Academics have tried hard for many years to convince traders that they cannot profit from randomness. This has negatively affected markets by lowering liquidity and surrendering exchanges to robots and algos. This biased view is also partly responsible for the formation of bubbles since passive investing now dominates.
This is another bias the academic community suffers from, but it has helped generate a large volume of journal papers and secure tenure credits for a large number of professors.
People with no skin in the game have managed to convince traders that they cannot profit from the markets because they are random. But science still does not understand well the notion of randomness or even that of probability. Despite that, these dubious notions have found a perfect place in the finance field, where almost no experiments can be replicated.
The academic community serves primarily its interests, which include secure, high-salary jobs with a few hours a week teaching in comfortable environments, while the average worker in the USA stays in the office or field more than 10 hours a day with a high level of job insecurity.
Possibly, the results of more than 95% of academic papers cannot be replicated. It is disconcerting that papers with a look-ahead bias about price series momentum and trend-following have passed peer review. Traders should do themselves a favor and ignore the bulk of academic literature that purports randomness, listen to experienced traders and professionals in the field with skin in the game, and above all, concentrate on learning how to trade.
The dramatic decrease in the number of active traders in the last two decades is partly responsible for the collapse in liquidity and bubble formations. During the dot-com bubble, the population of traders was about an order of magnitude larger than it is nowadays, and that possibly prevented amplifying the irrational exuberance and an even larger correction.
The rapid decrease in the number of human traders is part of the reason we have already experienced flash crashes, and there are more to come. The ramifications of the relentless effort by the academic community to remove humans from trading will soon become evident. The human market maker and specialist provided a shield against the effects of randomness at the cost of limited corruption. The switch to HFT as a market maker will turn randomness into a self-fulfilling prophecy to vindicate those who, in the first place, promoted the idea. Some professors will get the Nobel Prize, while many investors will lose their life savings. The choice between some level of human corruption and unpredictability has been made by the academic community, where people with little or no understanding of the markets, save for gross misunderstandings, have been elevated to authority.

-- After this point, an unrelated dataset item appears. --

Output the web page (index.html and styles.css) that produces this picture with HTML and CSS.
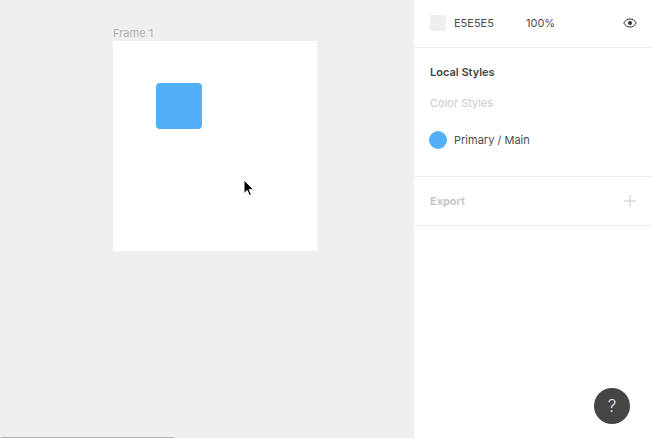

Then, another disconcerting fact is the crowding effect from academic research discussed in this article. Investors pay too much attention to the results of academic research and adapt their strategies accordingly. There is a negative effect on alpha after strategies are published.
Overall, the increase in the volume of academic papers about trading strategies and the markets in recent years poses threats to both markets and hedge funds. The bulk of the underperformance of hedge funds may be related to that. As I have written in another article, hedge fund managers should try to stay ahead of academic research. This involves, among other things, protecting their strategies from people who are connected to academia because one day the strategies may become public.